EXERCISE: Search the material below for the word "this" and copy every line in which it occurs.

SUPPLIED ENTRIES:
################
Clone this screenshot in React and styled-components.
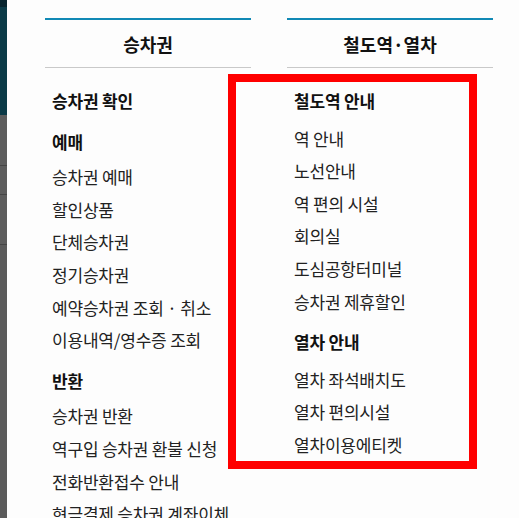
################
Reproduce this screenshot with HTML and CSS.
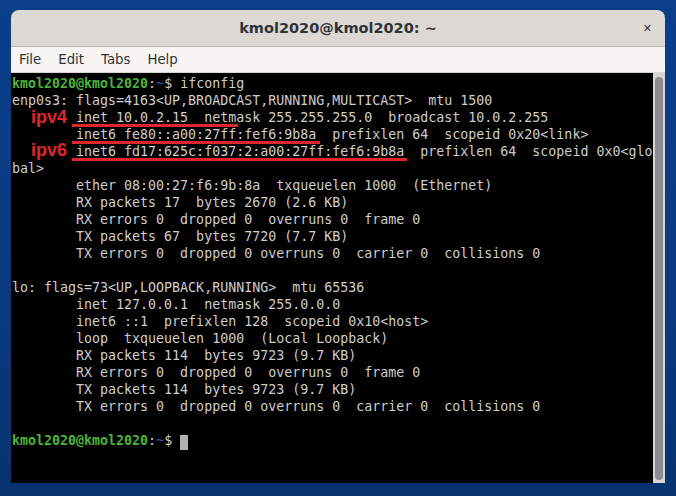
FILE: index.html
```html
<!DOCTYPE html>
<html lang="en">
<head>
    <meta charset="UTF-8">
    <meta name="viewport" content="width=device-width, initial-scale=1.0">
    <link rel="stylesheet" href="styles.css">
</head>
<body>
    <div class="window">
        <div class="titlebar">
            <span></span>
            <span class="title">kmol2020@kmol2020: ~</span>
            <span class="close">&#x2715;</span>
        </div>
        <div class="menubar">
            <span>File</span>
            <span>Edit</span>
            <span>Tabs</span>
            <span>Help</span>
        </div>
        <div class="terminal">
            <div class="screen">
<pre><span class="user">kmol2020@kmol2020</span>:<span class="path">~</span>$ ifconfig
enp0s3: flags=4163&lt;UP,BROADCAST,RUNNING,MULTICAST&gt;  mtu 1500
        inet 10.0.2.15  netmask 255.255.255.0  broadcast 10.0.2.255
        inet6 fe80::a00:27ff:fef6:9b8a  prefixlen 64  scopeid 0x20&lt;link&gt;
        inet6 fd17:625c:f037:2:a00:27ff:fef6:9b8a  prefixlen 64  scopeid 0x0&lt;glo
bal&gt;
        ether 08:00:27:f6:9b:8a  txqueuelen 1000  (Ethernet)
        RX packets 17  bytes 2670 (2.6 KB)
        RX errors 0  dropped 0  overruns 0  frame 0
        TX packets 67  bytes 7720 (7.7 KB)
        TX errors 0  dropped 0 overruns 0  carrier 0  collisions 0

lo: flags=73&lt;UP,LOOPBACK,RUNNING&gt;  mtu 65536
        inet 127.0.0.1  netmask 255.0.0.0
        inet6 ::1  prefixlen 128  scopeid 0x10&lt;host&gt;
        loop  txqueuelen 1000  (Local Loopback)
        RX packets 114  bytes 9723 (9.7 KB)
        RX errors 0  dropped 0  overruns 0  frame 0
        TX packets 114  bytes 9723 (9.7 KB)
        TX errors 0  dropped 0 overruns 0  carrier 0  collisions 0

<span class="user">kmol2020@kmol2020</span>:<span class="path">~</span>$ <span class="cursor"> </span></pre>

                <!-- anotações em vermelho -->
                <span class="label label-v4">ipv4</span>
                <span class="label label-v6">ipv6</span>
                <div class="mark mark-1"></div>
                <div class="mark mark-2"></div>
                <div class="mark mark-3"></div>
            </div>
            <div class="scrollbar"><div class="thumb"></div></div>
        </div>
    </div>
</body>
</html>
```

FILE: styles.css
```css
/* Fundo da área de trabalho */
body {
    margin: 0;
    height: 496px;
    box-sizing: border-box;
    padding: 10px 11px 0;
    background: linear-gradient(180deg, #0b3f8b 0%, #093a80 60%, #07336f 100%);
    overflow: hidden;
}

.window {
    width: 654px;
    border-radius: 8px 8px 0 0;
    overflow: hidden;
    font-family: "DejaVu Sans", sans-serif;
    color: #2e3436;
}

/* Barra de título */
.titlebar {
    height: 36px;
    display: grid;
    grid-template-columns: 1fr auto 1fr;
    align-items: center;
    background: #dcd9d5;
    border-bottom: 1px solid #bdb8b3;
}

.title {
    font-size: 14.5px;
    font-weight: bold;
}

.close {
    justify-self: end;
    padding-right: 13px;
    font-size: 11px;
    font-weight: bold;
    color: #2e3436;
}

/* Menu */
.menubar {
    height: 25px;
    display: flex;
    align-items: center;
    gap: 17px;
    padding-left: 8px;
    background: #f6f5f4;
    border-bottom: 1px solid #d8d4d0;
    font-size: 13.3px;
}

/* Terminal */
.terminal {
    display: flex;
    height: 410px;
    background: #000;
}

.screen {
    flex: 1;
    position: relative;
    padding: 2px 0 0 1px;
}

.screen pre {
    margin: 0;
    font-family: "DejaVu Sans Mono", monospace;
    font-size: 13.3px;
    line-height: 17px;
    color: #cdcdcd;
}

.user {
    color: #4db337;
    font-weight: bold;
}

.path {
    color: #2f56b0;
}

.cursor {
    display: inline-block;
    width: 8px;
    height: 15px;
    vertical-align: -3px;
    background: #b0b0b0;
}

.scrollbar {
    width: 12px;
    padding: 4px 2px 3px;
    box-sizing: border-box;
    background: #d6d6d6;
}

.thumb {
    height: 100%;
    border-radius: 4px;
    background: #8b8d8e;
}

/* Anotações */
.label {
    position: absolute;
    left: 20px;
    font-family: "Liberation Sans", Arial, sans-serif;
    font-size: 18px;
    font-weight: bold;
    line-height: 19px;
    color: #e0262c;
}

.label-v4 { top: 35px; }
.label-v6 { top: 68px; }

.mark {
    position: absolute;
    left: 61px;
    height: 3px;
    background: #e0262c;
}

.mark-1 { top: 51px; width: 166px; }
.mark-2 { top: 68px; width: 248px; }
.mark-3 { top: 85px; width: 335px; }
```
################
THE RESULT:
Clone this screenshot in React and styled-components.
Reproduce this screenshot with HTML and CSS.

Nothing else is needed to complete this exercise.